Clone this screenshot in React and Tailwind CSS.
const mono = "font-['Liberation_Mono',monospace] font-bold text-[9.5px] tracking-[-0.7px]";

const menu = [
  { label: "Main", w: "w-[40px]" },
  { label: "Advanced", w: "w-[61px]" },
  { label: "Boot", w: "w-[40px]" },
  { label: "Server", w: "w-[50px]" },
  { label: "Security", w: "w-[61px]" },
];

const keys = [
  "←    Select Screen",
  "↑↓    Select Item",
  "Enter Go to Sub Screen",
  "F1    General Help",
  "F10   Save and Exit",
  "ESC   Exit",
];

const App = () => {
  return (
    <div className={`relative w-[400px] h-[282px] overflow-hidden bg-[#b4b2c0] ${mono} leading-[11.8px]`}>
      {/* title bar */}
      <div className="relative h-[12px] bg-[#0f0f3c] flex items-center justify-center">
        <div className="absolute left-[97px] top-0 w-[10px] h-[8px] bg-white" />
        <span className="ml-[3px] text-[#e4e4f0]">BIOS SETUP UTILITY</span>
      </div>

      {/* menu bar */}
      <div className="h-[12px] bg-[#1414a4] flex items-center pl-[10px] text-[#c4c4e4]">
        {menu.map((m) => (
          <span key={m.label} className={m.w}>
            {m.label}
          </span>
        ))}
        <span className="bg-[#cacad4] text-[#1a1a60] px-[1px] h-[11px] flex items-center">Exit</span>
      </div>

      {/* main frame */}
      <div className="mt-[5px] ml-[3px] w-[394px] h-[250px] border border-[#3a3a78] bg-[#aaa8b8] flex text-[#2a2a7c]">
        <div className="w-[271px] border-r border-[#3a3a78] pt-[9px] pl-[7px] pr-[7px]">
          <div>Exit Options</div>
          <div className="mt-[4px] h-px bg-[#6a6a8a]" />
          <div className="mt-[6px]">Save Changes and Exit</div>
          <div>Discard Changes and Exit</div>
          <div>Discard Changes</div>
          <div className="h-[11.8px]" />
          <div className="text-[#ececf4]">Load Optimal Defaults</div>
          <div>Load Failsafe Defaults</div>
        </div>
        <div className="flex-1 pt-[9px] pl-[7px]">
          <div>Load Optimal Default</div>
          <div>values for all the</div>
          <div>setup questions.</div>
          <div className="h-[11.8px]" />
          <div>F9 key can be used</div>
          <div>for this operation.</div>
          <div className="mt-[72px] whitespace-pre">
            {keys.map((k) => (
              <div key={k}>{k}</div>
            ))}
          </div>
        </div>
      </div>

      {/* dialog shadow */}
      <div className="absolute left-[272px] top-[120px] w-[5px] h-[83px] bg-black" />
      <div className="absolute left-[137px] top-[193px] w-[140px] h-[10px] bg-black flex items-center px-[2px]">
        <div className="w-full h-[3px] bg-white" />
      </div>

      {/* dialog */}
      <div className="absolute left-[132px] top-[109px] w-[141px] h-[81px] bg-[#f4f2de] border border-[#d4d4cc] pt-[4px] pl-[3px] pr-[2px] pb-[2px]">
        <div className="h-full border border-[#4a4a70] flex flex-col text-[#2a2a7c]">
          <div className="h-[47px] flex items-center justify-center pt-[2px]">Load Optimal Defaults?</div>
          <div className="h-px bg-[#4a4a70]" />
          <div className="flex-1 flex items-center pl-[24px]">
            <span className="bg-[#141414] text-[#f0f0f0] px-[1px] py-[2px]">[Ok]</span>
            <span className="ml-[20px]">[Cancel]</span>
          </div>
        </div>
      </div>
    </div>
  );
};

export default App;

TASK STATEMENT: Copy, from the material above, each line in which the string "this" occurs.

OUTPUT OF THE EXERCISE:
Clone this screenshot in React and Tailwind CSS.
          <div>for this operation.</div>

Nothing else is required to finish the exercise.